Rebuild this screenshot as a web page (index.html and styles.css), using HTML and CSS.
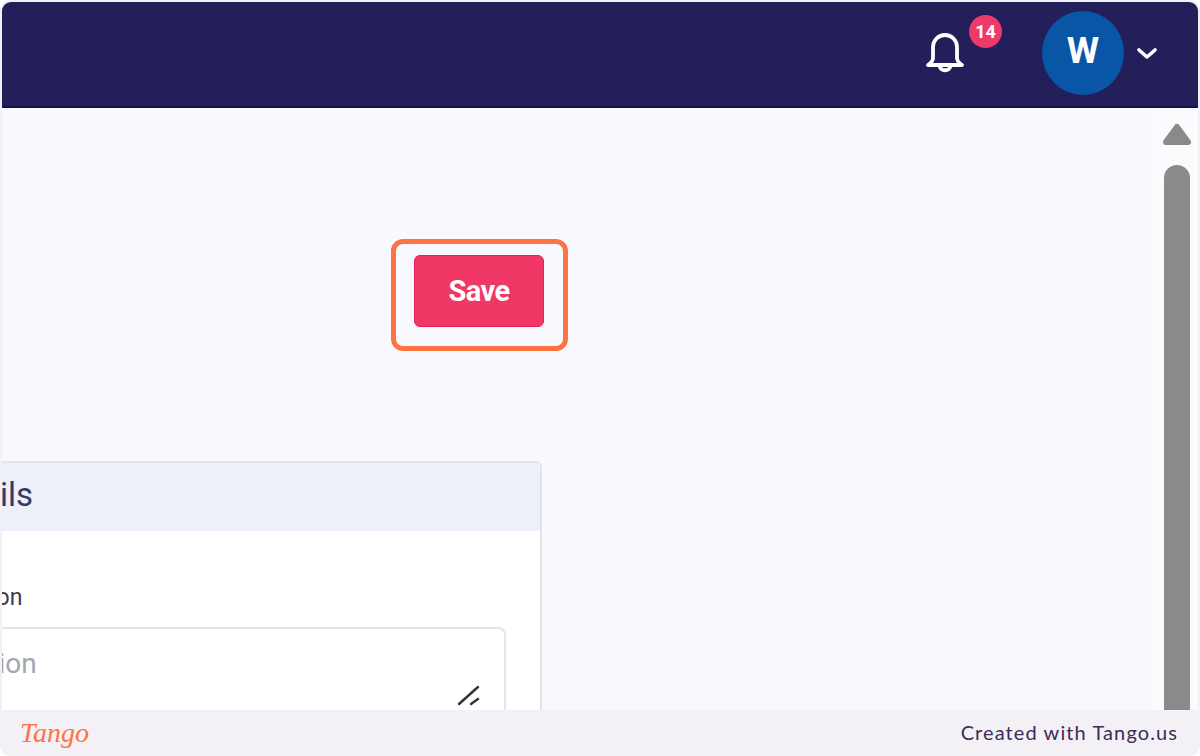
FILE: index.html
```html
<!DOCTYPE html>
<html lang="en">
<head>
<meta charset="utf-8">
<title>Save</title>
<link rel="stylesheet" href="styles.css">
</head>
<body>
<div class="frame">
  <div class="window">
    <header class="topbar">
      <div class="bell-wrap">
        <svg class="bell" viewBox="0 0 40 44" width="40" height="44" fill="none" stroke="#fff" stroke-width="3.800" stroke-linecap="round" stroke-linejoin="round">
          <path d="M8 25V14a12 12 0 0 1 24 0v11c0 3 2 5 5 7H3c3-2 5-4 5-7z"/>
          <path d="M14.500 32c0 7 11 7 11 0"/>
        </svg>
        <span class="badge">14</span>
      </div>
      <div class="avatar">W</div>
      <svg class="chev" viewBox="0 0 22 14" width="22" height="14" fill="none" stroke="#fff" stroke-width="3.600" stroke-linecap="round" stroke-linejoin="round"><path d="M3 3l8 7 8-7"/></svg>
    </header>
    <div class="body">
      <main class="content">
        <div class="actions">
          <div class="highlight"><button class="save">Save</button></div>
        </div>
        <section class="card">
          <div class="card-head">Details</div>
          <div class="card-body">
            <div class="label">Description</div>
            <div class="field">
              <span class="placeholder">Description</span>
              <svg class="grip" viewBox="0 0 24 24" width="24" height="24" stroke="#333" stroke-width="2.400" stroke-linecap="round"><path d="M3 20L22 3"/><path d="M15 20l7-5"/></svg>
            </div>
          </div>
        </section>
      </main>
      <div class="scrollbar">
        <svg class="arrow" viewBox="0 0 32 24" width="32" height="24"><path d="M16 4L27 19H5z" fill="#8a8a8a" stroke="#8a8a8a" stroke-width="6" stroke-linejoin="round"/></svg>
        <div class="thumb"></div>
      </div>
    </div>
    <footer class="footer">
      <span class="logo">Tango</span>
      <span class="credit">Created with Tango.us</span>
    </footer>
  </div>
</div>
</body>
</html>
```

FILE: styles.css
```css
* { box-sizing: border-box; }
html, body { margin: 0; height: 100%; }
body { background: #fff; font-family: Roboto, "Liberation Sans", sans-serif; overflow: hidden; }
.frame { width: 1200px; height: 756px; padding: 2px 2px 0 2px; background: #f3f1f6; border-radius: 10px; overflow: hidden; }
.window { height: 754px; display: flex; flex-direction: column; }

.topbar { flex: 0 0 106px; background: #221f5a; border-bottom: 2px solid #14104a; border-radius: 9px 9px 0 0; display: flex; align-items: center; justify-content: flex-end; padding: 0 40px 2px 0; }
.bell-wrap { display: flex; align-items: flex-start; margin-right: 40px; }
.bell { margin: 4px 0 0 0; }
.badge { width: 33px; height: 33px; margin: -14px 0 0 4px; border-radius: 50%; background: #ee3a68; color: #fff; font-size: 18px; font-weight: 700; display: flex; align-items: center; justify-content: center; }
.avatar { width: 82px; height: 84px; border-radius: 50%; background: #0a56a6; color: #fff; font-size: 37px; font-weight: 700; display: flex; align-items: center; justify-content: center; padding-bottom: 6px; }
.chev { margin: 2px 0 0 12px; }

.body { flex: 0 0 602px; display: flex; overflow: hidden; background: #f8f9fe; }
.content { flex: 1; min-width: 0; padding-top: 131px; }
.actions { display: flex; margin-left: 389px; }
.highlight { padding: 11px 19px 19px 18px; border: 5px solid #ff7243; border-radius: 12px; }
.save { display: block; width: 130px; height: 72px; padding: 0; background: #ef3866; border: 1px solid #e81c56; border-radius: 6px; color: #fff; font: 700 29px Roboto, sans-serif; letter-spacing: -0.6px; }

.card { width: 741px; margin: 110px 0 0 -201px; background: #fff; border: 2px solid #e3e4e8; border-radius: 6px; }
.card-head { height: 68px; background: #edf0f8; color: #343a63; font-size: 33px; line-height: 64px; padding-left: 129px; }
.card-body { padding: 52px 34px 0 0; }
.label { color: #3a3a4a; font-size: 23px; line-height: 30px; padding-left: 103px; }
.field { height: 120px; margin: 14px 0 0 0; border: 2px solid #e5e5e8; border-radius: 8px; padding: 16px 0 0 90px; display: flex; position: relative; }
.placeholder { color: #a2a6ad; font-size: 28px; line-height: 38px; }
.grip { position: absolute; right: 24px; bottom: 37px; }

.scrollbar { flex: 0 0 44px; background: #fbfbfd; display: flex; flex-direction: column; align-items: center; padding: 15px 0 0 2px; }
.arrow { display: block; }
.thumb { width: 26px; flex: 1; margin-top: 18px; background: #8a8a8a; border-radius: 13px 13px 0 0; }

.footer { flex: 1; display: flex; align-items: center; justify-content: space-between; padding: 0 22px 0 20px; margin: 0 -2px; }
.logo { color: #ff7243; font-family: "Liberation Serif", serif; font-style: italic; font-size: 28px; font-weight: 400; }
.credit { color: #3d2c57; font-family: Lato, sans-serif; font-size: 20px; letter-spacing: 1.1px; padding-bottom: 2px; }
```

□ □ □ □ □ □ □

*YOUR GOAL*: All of the data above should be transcribed verbatim, with pictures omitted.

*SOLUTION TO THIS PROBLEM*:
Rebuild this screenshot as a web page (index.html and styles.css), using HTML and CSS.
FILE: index.html
```html
<!DOCTYPE html>
<html lang="en">
<head>
<meta charset="utf-8">
<title>Save</title>
<link rel="stylesheet" href="styles.css">
</head>
<body>
<div class="frame">
  <div class="window">
    <header class="topbar">
      <div class="bell-wrap">
        <svg class="bell" viewBox="0 0 40 44" width="40" height="44" fill="none" stroke="#fff" stroke-width="3.800" stroke-linecap="round" stroke-linejoin="round">
          <path d="M8 25V14a12 12 0 0 1 24 0v11c0 3 2 5 5 7H3c3-2 5-4 5-7z"/>
          <path d="M14.500 32c0 7 11 7 11 0"/>
        </svg>
        <span class="badge">14</span>
      </div>
      <div class="avatar">W</div>
      <svg class="chev" viewBox="0 0 22 14" width="22" height="14" fill="none" stroke="#fff" stroke-width="3.600" stroke-linecap="round" stroke-linejoin="round"><path d="M3 3l8 7 8-7"/></svg>
    </header>
    <div class="body">
      <main class="content">
        <div class="actions">
          <div class="highlight"><button class="save">Save</button></div>
        </div>
        <section class="card">
          <div class="card-head">Details</div>
          <div class="card-body">
            <div class="label">Description</div>
            <div class="field">
              <span class="placeholder">Description</span>
              <svg class="grip" viewBox="0 0 24 24" width="24" height="24" stroke="#333" stroke-width="2.400" stroke-linecap="round"><path d="M3 20L22 3"/><path d="M15 20l7-5"/></svg>
            </div>
          </div>
        </section>
      </main>
      <div class="scrollbar">
        <svg class="arrow" viewBox="0 0 32 24" width="32" height="24"><path d="M16 4L27 19H5z" fill="#8a8a8a" stroke="#8a8a8a" stroke-width="6" stroke-linejoin="round"/></svg>
        <div class="thumb"></div>
      </div>
    </div>
    <footer class="footer">
      <span class="logo">Tango</span>
      <span class="credit">Created with Tango.us</span>
    </footer>
  </div>
</div>
</body>
</html>
```

FILE: styles.css
```css
* { box-sizing: border-box; }
html, body { margin: 0; height: 100%; }
body { background: #fff; font-family: Roboto, "Liberation Sans", sans-serif; overflow: hidden; }
.frame { width: 1200px; height: 756px; padding: 2px 2px 0 2px; background: #f3f1f6; border-radius: 10px; overflow: hidden; }
.window { height: 754px; display: flex; flex-direction: column; }

.topbar { flex: 0 0 106px; background: #221f5a; border-bottom: 2px solid #14104a; border-radius: 9px 9px 0 0; display: flex; align-items: center; justify-content: flex-end; padding: 0 40px 2px 0; }
.bell-wrap { display: flex; align-items: flex-start; margin-right: 40px; }
.bell { margin: 4px 0 0 0; }
.badge { width: 33px; height: 33px; margin: -14px 0 0 4px; border-radius: 50%; background: #ee3a68; color: #fff; font-size: 18px; font-weight: 700; display: flex; align-items: center; justify-content: center; }
.avatar { width: 82px; height: 84px; border-radius: 50%; background: #0a56a6; color: #fff; font-size: 37px; font-weight: 700; display: flex; align-items: center; justify-content: center; padding-bottom: 6px; }
.chev { margin: 2px 0 0 12px; }

.body { flex: 0 0 602px; display: flex; overflow: hidden; background: #f8f9fe; }
.content { flex: 1; min-width: 0; padding-top: 131px; }
.actions { display: flex; margin-left: 389px; }
.highlight { padding: 11px 19px 19px 18px; border: 5px solid #ff7243; border-radius: 12px; }
.save { display: block; width: 130px; height: 72px; padding: 0; background: #ef3866; border: 1px solid #e81c56; border-radius: 6px; color: #fff; font: 700 29px Roboto, sans-serif; letter-spacing: -0.6px; }

.card { width: 741px; margin: 110px 0 0 -201px; background: #fff; border: 2px solid #e3e4e8; border-radius: 6px; }
.card-head { height: 68px; background: #edf0f8; color: #343a63; font-size: 33px; line-height: 64px; padding-left: 129px; }
.card-body { padding: 52px 34px 0 0; }
.label { color: #3a3a4a; font-size: 23px; line-height: 30px; padding-left: 103px; }
.field { height: 120px; margin: 14px 0 0 0; border: 2px solid #e5e5e8; border-radius: 8px; padding: 16px 0 0 90px; display: flex; position: relative; }
.placeholder { color: #a2a6ad; font-size: 28px; line-height: 38px; }
.grip { position: absolute; right: 24px; bottom: 37px; }

.scrollbar { flex: 0 0 44px; background: #fbfbfd; display: flex; flex-direction: column; align-items: center; padding: 15px 0 0 2px; }
.arrow { display: block; }
.thumb { width: 26px; flex: 1; margin-top: 18px; background: #8a8a8a; border-radius: 13px 13px 0 0; }

.footer { flex: 1; display: flex; align-items: center; justify-content: space-between; padding: 0 22px 0 20px; margin: 0 -2px; }
.logo { color: #ff7243; font-family: "Liberation Serif", serif; font-style: italic; font-size: 28px; font-weight: 400; }
.credit { color: #3d2c57; font-family: Lato, sans-serif; font-size: 20px; letter-spacing: 1.1px; padding-bottom: 2px; }
```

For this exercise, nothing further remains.